In light of this, Aubry called Metsola's anti-abortion stance "paradoxical."
Aubry's Spanish left-wing colleague Sira Rego, who unsuccessfully ran for Roberta Metsola's presidential post, said it is important for women to have visibility. But affecting real change is even more important.
"In addition to women occupying symbolic and political space, it is essential that feminist policies are implemented," Rego said.
'A leader for all Europeans'
Casa sees no reason why the issue of abortion should pose a problem during her presidency, which "is certainly more than the sum of a single issue."
It is clear that as a Maltese politician, Metsola has to respect the values expressed time and again by the people in Malta, Casa said, referring to surveys suggesting public opinion remains firmly against abortion in the Catholic country.
Metsola herself told the French newspaper Le Figaro that she didn't recognize herself in the "caricature" that was made of her in some countries.

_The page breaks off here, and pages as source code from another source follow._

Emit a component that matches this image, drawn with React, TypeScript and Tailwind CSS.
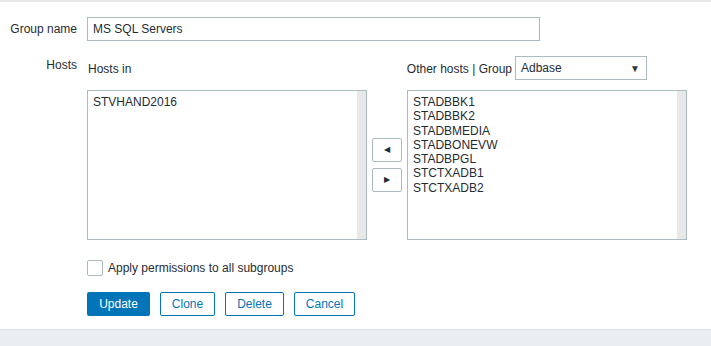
import { useState } from 'react';

const HOSTS_IN = ['STVHAND2016'];
const OTHER_HOSTS = [
  'STADBBK1', 'STADBBK2', 'STADBMEDIA', 'STADBONEVW',
  'STADBPGL', 'STCTXADB1', 'STCTXADB2'
];

function ListBox({ items }: { items: string[] }) {
  return (
    <div className="flex h-[150px] w-[280px] border border-[#acbbc2] bg-white">
      <div className="flex-1 pl-[5px] pt-[4px] leading-[14.3px]">
        {items.map(item => (
          <div key={item}>{item}</div>
        ))}
      </div>
      <div className="w-[9px] bg-[#e8e8e8]" />
    </div>
  );
}

export default function App() {
  const [name, setName] = useState('MS SQL Servers');
  const [applyAll, setApplyAll] = useState(false);

  return (
    <div className="flex h-[346px] w-[711px] flex-col bg-white text-[12px] text-[#1f2c33] [font-family:'Liberation_Sans',Arial,sans-serif]">
      <div className="h-[2px] bg-[#e6e8ea]" />

      <div className="flex-1 pt-[15px]">
        {/* Group name */}
        <div className="flex items-center">
          <label className="w-[78px] pr-px text-right">Group name</label>
          <input
            type="text"
            value={name}
            onChange={e => setName(e.target.value)}
            className="ml-[9px] h-[24px] w-[453px] border border-[#acbbc2] px-[5px] text-[12px] outline-none"
          />
        </div>

        {/* Hosts */}
        <div className="mt-[15px] flex">
          <div className="w-[78px] pr-px text-right">Hosts</div>
          <div className="ml-[9px]">
            <div className="flex h-[24px] items-center">
              <div className="w-[280px] pl-px pt-[2px]">Hosts in</div>
              <div className="w-[40px]" />
              <div className="flex w-[280px] items-center justify-end whitespace-nowrap pr-[40px]">
                <span className="mr-[3px] pt-[1px]">Other hosts | Group</span>
                <div className="flex h-[24px] w-[132px] shrink-0 items-center justify-between border border-[#acbbc2] pl-[5px] pr-[6px]">
                  <span>Adbase</span>
                  <span className="text-[10px] text-[#303a40]">▼</span>
                </div>
              </div>
            </div>

            <div className="mt-[10px] flex">
              <ListBox items={HOSTS_IN} />
              <div className="flex w-[40px] flex-col items-center justify-center gap-[6px]">
                <button className="flex h-[24px] w-[30px] items-center justify-center rounded-[2px] border border-[#acbbc2] bg-white text-[8px]">
                  ◀
                </button>
                <button className="flex h-[24px] w-[30px] items-center justify-center rounded-[2px] border border-[#acbbc2] bg-white text-[8px]">
                  ▶
                </button>
              </div>
              <ListBox items={OTHER_HOSTS} />
            </div>

            <label className="mt-[19px] flex items-center">
              <span
                onClick={() => setApplyAll(!applyAll)}
                className="flex h-[16px] w-[16px] items-center justify-center rounded-[2px] border border-[#acbbc2] text-[11px]"
              >
                {applyAll ? '✓' : ''}
              </span>
              <span className="ml-[5px]">Apply permissions to all subgroups</span>
            </label>

            <div className="mt-[15px] flex gap-[10px]">
              <button className="h-[24px] w-[63px] rounded-[2px] bg-[#0275b8] text-white">Update</button>
              <button className="h-[24px] w-[55px] rounded-[2px] border border-[#0275b8] text-[#0275b8]">Clone</button>
              <button className="h-[24px] w-[59px] rounded-[2px] border border-[#0275b8] text-[#0275b8]">Delete</button>
              <button className="h-[24px] w-[61px] rounded-[2px] border border-[#0275b8] text-[#0275b8]">Cancel</button>
            </div>
          </div>
        </div>
      </div>

      <div className="h-[17px] border-t border-[#dfe4e7] bg-[#ebeef0]" />
    </div>
  );
}
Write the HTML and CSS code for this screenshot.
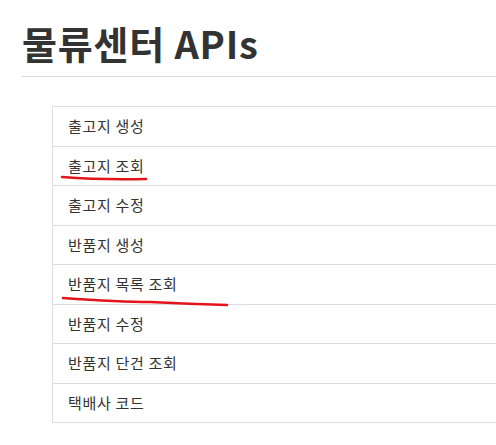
FILE: index.html
```html
<!DOCTYPE html>
<html>
<head>
    <meta charset="utf-8">
    <link rel="stylesheet" href="styles.css">
</head>
<body>
    <div class="page">
        <h1 class="page-title">물류센터 APIs</h1>

        <ul class="api-list">
            <li class="api-item">출고지 생성</li>
            <li class="api-item">출고지 조회</li>
            <li class="api-item">출고지 수정</li>
            <li class="api-item">반품지 생성</li>
            <li class="api-item">반품지 목록 조회</li>
            <li class="api-item">반품지 수정</li>
            <li class="api-item">반품지 단건 조회</li>
            <li class="api-item">택배사 코드</li>
        </ul>
    </div>

    <!-- pen marks drawn over the list -->
    <svg class="marks" width="496" height="445" viewBox="0 0 496 445">
        <path d="M62 177 Q100 180 146 179" />
        <path d="M63 298 Q120 302 150 302 Q190 304 227 305" />
    </svg>
</body>
</html>
```

FILE: styles.css
```css
* {
    box-sizing: border-box;
}

html, body {
    margin: 0;
    overflow: hidden;
}

body {
    font-family: "Noto Sans CJK KR", "Noto Sans", sans-serif;
    color: #333;
    background: #fff;
}

.page {
    padding-left: 22px;
}

.page-title {
    margin: 19px 0 0;
    padding-bottom: 9px;
    font-size: 38px;
    line-height: 48px;
    letter-spacing: 0.8px;
    font-weight: bold;
    color: #333;
    border-bottom: 1px solid #ddd;
}

.api-list {
    list-style: none;
    margin: 29px 0 0 30px;
    padding: 0;
    border-top: 1px solid #ddd;
    border-left: 1px solid #ddd;
}

.api-item {
    padding: 10px 15px;
    font-size: 15px;
    line-height: 18.5px;
    letter-spacing: 0.7px;
    border-bottom: 1px solid #ddd;
}

.marks {
    position: absolute;
    top: 0;
    left: 0;
    pointer-events: none;
}

.marks path {
    fill: none;
    stroke: #e3141c;
    stroke-width: 2.5;
    stroke-linecap: round;
}
```
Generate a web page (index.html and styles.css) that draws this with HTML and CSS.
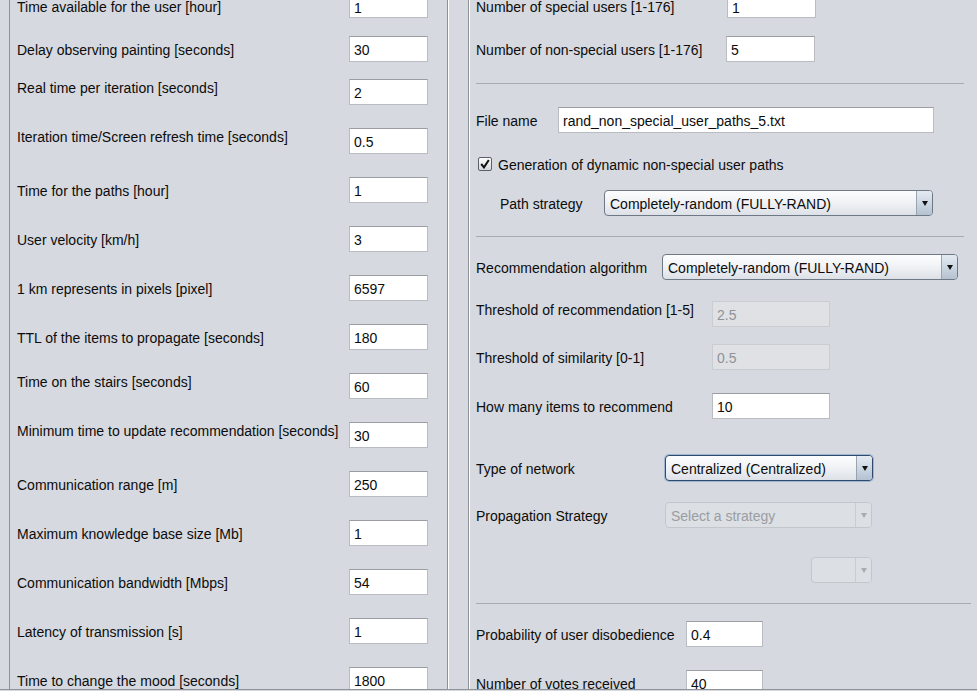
FILE: index.html
```html
<!DOCTYPE html>
<html>
<head>
<meta charset="utf-8">
<link rel="stylesheet" href="styles.css">
</head>
<body>
<div class="frame">
  <div class="left">
    <div class="list">
      <div class="lrow"><span class="lbl first">Time available for the user [hour]</span><span class="field first">1</span></div>
      <div class="lrow r2"><span class="lbl">Delay observing painting [seconds]</span><span class="field">30</span></div>
      <div class="lrow r3"><span class="lbl up">Real time per iteration [seconds]</span><span class="field">2</span></div>
      <div class="lrow"><span class="lbl up">Iteration time/Screen refresh time [seconds]</span><span class="field">0.5</span></div>
      <div class="lrow"><span class="lbl">Time for the paths [hour]</span><span class="field">1</span></div>
      <div class="lrow"><span class="lbl">User velocity [km/h]</span><span class="field">3</span></div>
      <div class="lrow"><span class="lbl">1 km represents in pixels [pixel]</span><span class="field">6597</span></div>
      <div class="lrow"><span class="lbl">TTL of the items to propagate [seconds]</span><span class="field">180</span></div>
      <div class="lrow"><span class="lbl up">Time on the stairs [seconds]</span><span class="field">60</span></div>
      <div class="lrow"><span class="lbl up">Minimum time to update recommendation [seconds]</span><span class="field">30</span></div>
      <div class="lrow"><span class="lbl">Communication range [m]</span><span class="field">250</span></div>
      <div class="lrow"><span class="lbl">Maximum knowledge base size [Mb]</span><span class="field">1</span></div>
      <div class="lrow"><span class="lbl">Communication bandwidth [Mbps]</span><span class="field">54</span></div>
      <div class="lrow"><span class="lbl">Latency of transmission [s]</span><span class="field">1</span></div>
      <div class="lrow"><span class="lbl">Time to change the mood [seconds]</span><span class="field">1800</span></div>
    </div>
  </div>

  <div class="right">
    <div class="rlist">
      <div class="row m0"><span class="rl w251 first">Number of special users [1-176]</span><span class="field w89 first">1</span></div>
      <div class="row m18"><span class="rl w250">Number of non-special users [1-176]</span><span class="field w89">5</span></div>
      <div class="sep m21 s1"></div>
      <div class="row m23"><span class="rl w82">File name</span><span class="field w376">rand_non_special_user_paths_5.txt</span></div>
      <div class="crow m24">
        <span class="check"><svg width="10" height="10" viewBox="0 0 10 10"><path d="M1.2 5 L4 8.4 L8.8 1" fill="none" stroke="#111" stroke-width="2"/></svg></span>
        <span class="clbl">Generation of dynamic non-special user paths</span>
      </div>
      <div class="row m19 ind"><span class="rl w104">Path strategy</span><span class="combo w329"><span class="ctext">Completely-random (FULLY-RAND)</span><span class="carrow"><i class="tri"></i></span></span></div>
      <div class="sep m20 s1"></div>
      <div class="row m17"><span class="rl w186">Recommendation algorithm</span><span class="combo w296"><span class="ctext">Completely-random (FULLY-RAND)</span><span class="carrow"><i class="tri"></i></span></span></div>
      <div class="row m21"><span class="rl w236 up">Threshold of recommendation [1-5]</span><span class="field dis w118">2.5</span></div>
      <div class="row m17"><span class="rl w236">Threshold of similarity [0-1]</span><span class="field dis w118">0.5</span></div>
      <div class="row m23"><span class="rl w236">How many items to recommend</span><span class="field w118">10</span></div>
      <div class="row m36"><span class="rl w189">Type of network</span><span class="combo focus w208"><span class="ctext">Centralized (Centralized)</span><span class="carrow"><i class="tri"></i></span></span></div>
      <div class="row m21"><span class="rl w189">Propagation Strategy</span><span class="combo cdis w207"><span class="ctext">Select a strategy</span><span class="carrow"><i class="tri"></i></span></span></div>
      <div class="row m29"><span class="rl w335"></span><span class="combo cdis w61"><span class="ctext"></span><span class="carrow"><i class="tri"></i></span></span></div>
      <div class="sep m20 s2"></div>
      <div class="row m17"><span class="rl w210">Probability of user disobedience</span><span class="field w77">0.4</span></div>
      <div class="row m23"><span class="rl w210">Number of votes received</span><span class="field w77">40</span></div>
    </div>
  </div>
</div>
</body>
</html>
```

FILE: styles.css
```css
html, body {
  margin: 0;
  padding: 0;
  background: #d6d9df;
}

body {
  font-family: "Liberation Sans", Arial, sans-serif;
  font-size: 14px;
  color: #0c0c0c;
}

.frame {
  display: flex;
  height: 689px;
  padding-left: 9px;
  border-bottom: 1px solid #8f9297;
  overflow: hidden;
}

.left {
  width: 437px;
  flex: none;
  border-left: 1px solid #8f9297;
  border-right: 1px solid #8f9297;
  box-shadow: 1px 0 0 #ffffff;
  overflow: hidden;
}

.list {
  display: flex;
  flex-direction: column;
  gap: 23px;
  margin-top: -8px;
  padding-left: 7px;
}

.lrow {
  display: flex;
  align-items: center;
  height: 26px;
  flex: none;
}

.lrow.r2 { margin-top: -5px; }
.lrow.r3 { margin-top: -6px; }

.lbl {
  width: 332px;
  flex: none;
  white-space: nowrap;
  padding-top: 2px;
}

.rl {
  flex: none;
  white-space: nowrap;
  padding-top: 2px;
}

.up {
  padding-bottom: 11px;
}

.lbl.first, .rl.first {
  padding-top: 4px;
}

.field {
  box-sizing: border-box;
  height: 26px;
  width: 79px;
  flex: none;
  background: #ffffff;
  border: 1px solid #b9bcc1;
  border-top-color: #9a9da2;
  padding-left: 4px;
  padding-top: 2px;
  display: flex;
  align-items: center;
  white-space: nowrap;
}

.field.first {
  padding-top: 5px;
}

.field.dis {
  background: #dfe1e5;
  border-color: #c9ccd1;
  color: #8f9296;
}

.right {
  flex: 1;
  margin-left: 20px;
  border-left: 1px solid #8f9297;
  box-shadow: inset 1px 0 0 #ffffff;
  overflow: hidden;
}

.rlist {
  display: flex;
  flex-direction: column;
  margin-top: -8px;
  padding-left: 7px;
}

.row {
  display: flex;
  align-items: center;
  height: 26px;
  flex: none;
}

.ind { padding-left: 24px; }

.crow {
  display: flex;
  align-items: center;
  height: 14px;
  padding-left: 2px;
}

.check {
  box-sizing: border-box;
  width: 14px;
  height: 14px;
  border: 1px solid #5b6068;
  border-radius: 2px;
  background: linear-gradient(#fdfdfe, #d3d8df);
  display: flex;
  align-items: center;
  justify-content: center;
}

.clbl {
  margin-left: 6px;
  white-space: nowrap;
  padding-top: 1px;
}

.sep {
  height: 1px;
  background: #a7aab0;
  flex: none;
}
.s1 { width: 488px; }
.s2 { width: 495px; }

.combo {
  box-sizing: border-box;
  height: 26px;
  flex: none;
  display: flex;
  border: 1px solid #6f7986;
  border-radius: 4px;
  background: linear-gradient(#fdfdfe 0%, #f1f3f6 45%, #dde1e7 100%);
  overflow: hidden;
}

.ctext {
  flex: 1;
  display: flex;
  align-items: center;
  padding-left: 5px;
  padding-top: 1px;
  white-space: nowrap;
}

.carrow {
  width: 15px;
  flex: none;
  border-left: 1px solid #9aa4b1;
  background: linear-gradient(#e4eaf1 0%, #cdd7e3 50%, #b4c1d1 100%);
  display: flex;
  align-items: center;
  justify-content: center;
}

.tri {
  width: 0;
  height: 0;
  border-left: 3.5px solid transparent;
  border-right: 3.5px solid transparent;
  border-top: 5px solid #111;
}

.combo.focus {
  border-color: #2e4b6e;
  box-shadow: 0 0 0 1px #9fb6d2;
}

.combo.cdis {
  border-color: #c3c7cd;
  background: #dcdfe4;
}
.combo.cdis .ctext { color: #9a9da2; }
.combo.cdis .carrow {
  border-left-color: #c9ccd1;
  background: #dcdfe4;
}
.combo.cdis .tri { border-top-color: #a9acb1; }

.m0 { margin-top: 0; }
.m17 { margin-top: 17px; }
.m18 { margin-top: 18px; }
.m19 { margin-top: 19px; }
.m20 { margin-top: 20px; }
.m21 { margin-top: 21px; }
.m23 { margin-top: 23px; }
.m24 { margin-top: 24px; }
.m29 { margin-top: 29px; }
.m36 { margin-top: 36px; }

.w61 { width: 61px; }
.w77 { width: 77px; }
.w82 { width: 82px; }
.w89 { width: 89px; }
.w104 { width: 104px; }
.w118 { width: 118px; }
.w186 { width: 186px; }
.w189 { width: 189px; }
.w207 { width: 207px; }
.w208 { width: 208px; }
.w210 { width: 210px; }
.w236 { width: 236px; }
.w250 { width: 250px; }
.w251 { width: 251px; }
.w296 { width: 296px; }
.w329 { width: 329px; }
.w335 { width: 335px; }
.w376 { width: 376px; }
```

She added that she was fighting for feminist policies, and didn't have a personal problem with abortion.
Even though Aubry would have preferred a different leader for the European Parliament, she said that regardless, her parliamentary group will be eyeing ways to work together with Metsola.
Aubry told DW she hoped Metsola would not only represent Maltese interests — but also those of the entire European Parliament. The majority of lawmakers in Strasbourg has repeatedly condemned anti-abortion developments in Europe.